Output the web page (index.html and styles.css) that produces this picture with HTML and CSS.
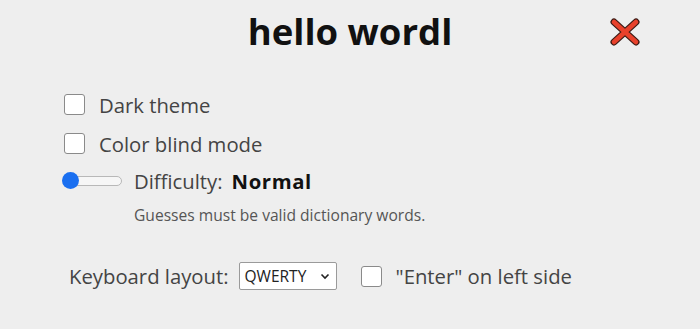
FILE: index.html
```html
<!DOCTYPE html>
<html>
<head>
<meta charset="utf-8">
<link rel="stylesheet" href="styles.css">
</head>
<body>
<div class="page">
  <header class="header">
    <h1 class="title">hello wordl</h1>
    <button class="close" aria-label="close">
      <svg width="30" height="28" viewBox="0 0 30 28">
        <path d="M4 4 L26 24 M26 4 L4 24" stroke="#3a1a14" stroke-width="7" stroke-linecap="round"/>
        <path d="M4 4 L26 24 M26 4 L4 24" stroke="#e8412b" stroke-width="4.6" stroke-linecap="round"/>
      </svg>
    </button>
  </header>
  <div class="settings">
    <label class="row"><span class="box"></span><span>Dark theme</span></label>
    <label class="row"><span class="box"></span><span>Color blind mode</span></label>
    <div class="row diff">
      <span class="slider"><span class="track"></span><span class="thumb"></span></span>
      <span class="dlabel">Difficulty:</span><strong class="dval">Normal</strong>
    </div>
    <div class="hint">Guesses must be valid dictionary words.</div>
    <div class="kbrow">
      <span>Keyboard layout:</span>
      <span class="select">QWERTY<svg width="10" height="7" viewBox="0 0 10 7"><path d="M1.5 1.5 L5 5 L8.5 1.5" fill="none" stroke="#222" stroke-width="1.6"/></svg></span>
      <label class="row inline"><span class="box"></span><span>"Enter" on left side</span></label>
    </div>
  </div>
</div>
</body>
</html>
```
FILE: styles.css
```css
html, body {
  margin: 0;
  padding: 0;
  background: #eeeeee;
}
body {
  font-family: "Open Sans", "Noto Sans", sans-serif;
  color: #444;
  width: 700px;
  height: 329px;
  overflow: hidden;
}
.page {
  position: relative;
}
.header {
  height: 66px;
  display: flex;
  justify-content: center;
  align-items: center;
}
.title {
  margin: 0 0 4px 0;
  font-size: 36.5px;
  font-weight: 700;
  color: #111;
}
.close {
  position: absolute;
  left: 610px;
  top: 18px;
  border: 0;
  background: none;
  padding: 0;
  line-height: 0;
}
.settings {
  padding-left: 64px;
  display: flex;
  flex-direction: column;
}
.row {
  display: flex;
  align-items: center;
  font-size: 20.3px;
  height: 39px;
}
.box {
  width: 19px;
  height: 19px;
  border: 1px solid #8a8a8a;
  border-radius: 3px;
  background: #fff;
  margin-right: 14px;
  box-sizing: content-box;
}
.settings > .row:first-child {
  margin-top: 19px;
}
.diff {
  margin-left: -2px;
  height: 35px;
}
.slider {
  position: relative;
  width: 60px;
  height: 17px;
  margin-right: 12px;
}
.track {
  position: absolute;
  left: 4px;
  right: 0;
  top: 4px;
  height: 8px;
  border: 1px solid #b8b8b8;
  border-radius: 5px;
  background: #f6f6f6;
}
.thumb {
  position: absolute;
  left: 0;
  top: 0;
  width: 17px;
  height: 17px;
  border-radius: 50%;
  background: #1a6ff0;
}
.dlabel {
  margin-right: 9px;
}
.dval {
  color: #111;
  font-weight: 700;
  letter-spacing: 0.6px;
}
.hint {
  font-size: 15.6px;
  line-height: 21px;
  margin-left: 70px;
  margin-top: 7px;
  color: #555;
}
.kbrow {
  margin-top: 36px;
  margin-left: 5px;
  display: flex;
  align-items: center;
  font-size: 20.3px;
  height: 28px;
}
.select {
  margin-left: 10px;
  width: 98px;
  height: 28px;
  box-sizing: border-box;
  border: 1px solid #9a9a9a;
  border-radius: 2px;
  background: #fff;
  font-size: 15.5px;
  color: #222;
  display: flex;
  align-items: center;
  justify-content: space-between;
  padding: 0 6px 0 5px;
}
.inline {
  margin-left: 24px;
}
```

####

__What is asked__
Go through the material and copy out every line with "page" in it.

__Answer to the exercise__
Output the web page (index.html and styles.css) that produces this picture with HTML and CSS.
<div class="page">
.page {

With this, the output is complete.